All international economic and social statistics show that Nigeria is going down and the response from government has been to condemn such reports instead of verifying and finding solutions. Of course, those who live in affluence do not know that other people suffer. They hardly see those who scavenge from dustbins. How can people who use N100m to buy pieces of paper as party forms know that some people can no longer eat bread and beans for breakfast due to inflation caused by economic mismanagement?

A country that cannot create jobs for its citizens plays with social chaos. The tertiary institutions must now teach entrepreneurship so that all graduates can create jobs that the government cannot provide. If everybody is an entrepreneur, who will be the worker? Government must provide the environment for job creation before entrepreneurs can establish businesses. After 60 years of independence, we cannot boast of regular and available basic needs, including electricity, water, good roads, et cetera. Even, educated citizens are part of the social infrastructure and our citizens are now japa, the new name for Andrew of the past.

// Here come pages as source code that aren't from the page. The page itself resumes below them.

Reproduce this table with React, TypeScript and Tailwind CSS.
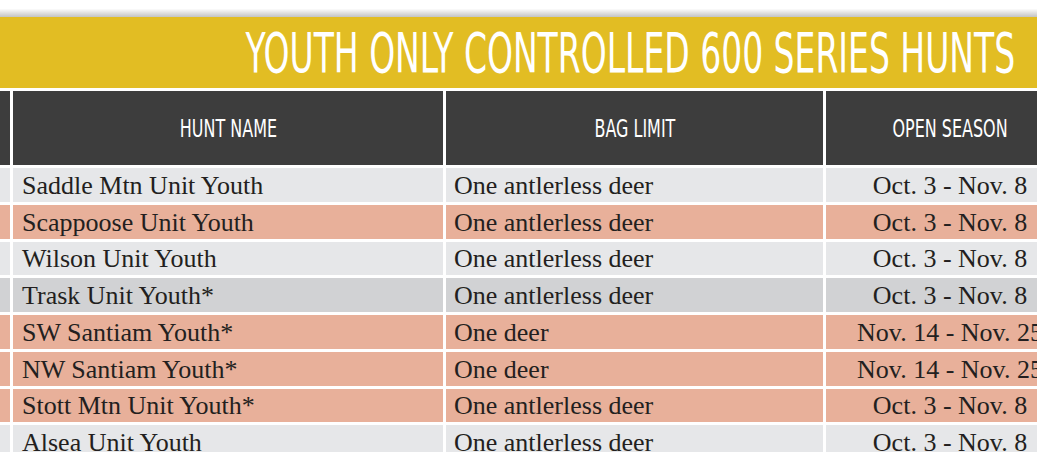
import React from 'react';

type Row = { name: string; bag: string; season: string; tone: 'light' | 'salmon' | 'dark' };

const rows: Row[] = [
  { name: 'Saddle Mtn Unit Youth', bag: 'One antlerless deer', season: 'Oct. 3 - Nov. 8', tone: 'light' },
  { name: 'Scappoose Unit Youth', bag: 'One antlerless deer', season: 'Oct. 3 - Nov. 8', tone: 'salmon' },
  { name: 'Wilson Unit Youth', bag: 'One antlerless deer', season: 'Oct. 3 - Nov. 8', tone: 'light' },
  { name: 'Trask Unit Youth*', bag: 'One antlerless deer', season: 'Oct. 3 - Nov. 8', tone: 'dark' },
  { name: 'SW Santiam Youth*', bag: 'One deer', season: 'Nov. 14 - Nov. 25', tone: 'salmon' },
  { name: 'NW Santiam Youth*', bag: 'One deer', season: 'Nov. 14 - Nov. 25', tone: 'salmon' },
  { name: 'Stott Mtn Unit Youth*', bag: 'One antlerless deer', season: 'Oct. 3 - Nov. 8', tone: 'salmon' },
  { name: 'Alsea Unit Youth', bag: 'One antlerless deer', season: 'Oct. 3 - Nov. 8', tone: 'light' },
];

const toneClass = {
  light: 'bg-[#e6e7e9]',
  salmon: 'bg-[#e8b09a]',
  dark: 'bg-[#d1d2d4]',
};

const condensed = "font-['Liberation_Sans_Narrow','DejaVu_Sans_Condensed',sans-serif]";
const serif = "font-['Liberation_Serif',serif]";

const App: React.FC = () => {
  return (
    <div className="w-[1037px] h-[452px] overflow-hidden bg-white">
      <div className="h-[17px] bg-gradient-to-b from-white from-50% to-[#c4c4c4]" />
      <div className="h-[71px] bg-[#e2bd23] flex items-center justify-end pr-[22px] overflow-hidden">
        <h1 className={`${condensed} text-[56px] leading-none text-white whitespace-nowrap scale-x-[0.655] origin-right`}>
          YOUTH ONLY CONTROLLED 600 SERIES HUNTS
        </h1>
      </div>

      <div className="mt-[3px] grid grid-cols-[10px_430px_377px_248px] gap-[3px]">
        <div className="h-[74px] bg-[#3d3d3d]" />
        {['HUNT NAME', 'BAG LIMIT', 'OPEN SEASON'].map((h) => (
          <div key={h} className="h-[74px] bg-[#3d3d3d] flex items-center justify-center">
            <span className={`${condensed} text-[25px] leading-none text-white whitespace-nowrap scale-x-[0.71]`}>{h}</span>
          </div>
        ))}

        {rows.map((r) => (
          <React.Fragment key={r.name}>
            <div className={`h-[33.75px] ${toneClass[r.tone]}`} />
            <div className={`h-[33.75px] ${toneClass[r.tone]} flex items-center pl-[9px] pt-[2px]`}>
              <span className={`${serif} text-[26px] leading-none text-[#231f20] whitespace-nowrap`}>{r.name}</span>
            </div>
            <div className={`h-[33.75px] ${toneClass[r.tone]} flex items-center pl-[8px] pt-[2px]`}>
              <span className={`${serif} text-[26px] leading-none text-[#231f20] whitespace-nowrap`}>{r.bag}</span>
            </div>
            <div className={`h-[33.75px] ${toneClass[r.tone]} flex items-center justify-center pt-[2px]`}>
              <span className={`${serif} text-[26px] leading-none text-[#231f20] whitespace-nowrap`}>{r.season}</span>
            </div>
          </React.Fragment>
        ))}
      </div>
    </div>
  );
};

export default App;
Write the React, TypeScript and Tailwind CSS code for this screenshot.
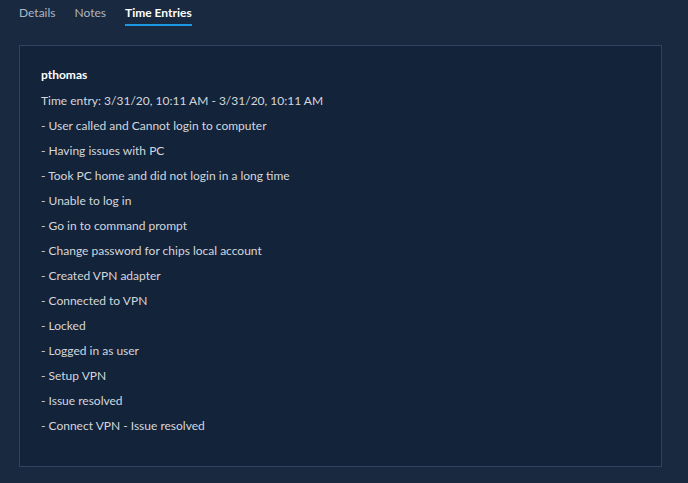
const lines = [
  "- User called and Cannot login to computer",
  "- Having issues with PC",
  "- Took PC home and did not login in a long time",
  "- Unable to log in",
  "- Go in to command prompt",
  "- Change password for chips local account",
  "- Created VPN adapter",
  "- Connected to VPN",
  "- Locked",
  "- Logged in as user",
  "- Setup VPN",
  "- Issue resolved",
  "- Connect VPN - Issue resolved",
]

export default function App() {
  return (
    <div className="h-[483px] w-[688px] overflow-hidden bg-[#19293f] font-['Lato',sans-serif] text-[12px] leading-[17px]">
      <nav className="flex gap-[19px] px-[19px] pt-[5px] leading-[16px]">
        <span className="text-[#aeb6c2]">Details</span>
        <span className="text-[#aeb6c2]">Notes</span>
        <span className="border-b-2 border-[#1d97e0] pb-[3px] font-bold text-white">
          Time Entries
        </span>
      </nav>
      <div className="ml-[19px] mt-[19px] h-[422px] w-[643px] border border-[#2c4462] bg-[#13233a] px-[21px] pt-[20px] text-[#d3d7dc]">
        <p className="font-bold text-white">pthomas</p>
        <p className="mt-[9px]">Time entry: 3/31/20, 10:11 AM - 3/31/20, 10:11 AM</p>
        {lines.map((l) => (
          <p key={l} className="mt-[8px]">
            {l}
          </p>
        ))}
      </div>
    </div>
  )
}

Our educated youths are leaving the country in droves because we cannot provide jobs for them and we also do not provide the environment to create jobs. The oil money continues to be in custody of a few individuals. The youths themselves seem complacent or sometimes they organise mushroom NGOs to promote politicians, governments or even exploit ordinary citizens through promotion of nefarious activities. The adults are divided on what to do. The elites that are supposed to show the way are complacent or compromised and the rulers (or leaders) have traumatised us so that they can just do what they like. Can 2023 be a good turning point? We don’t need manifestoes; we need a national plan to tell us where the candidate will expect Nigeria to be in the next 40 years when the country will be in a new millennium—100 years old.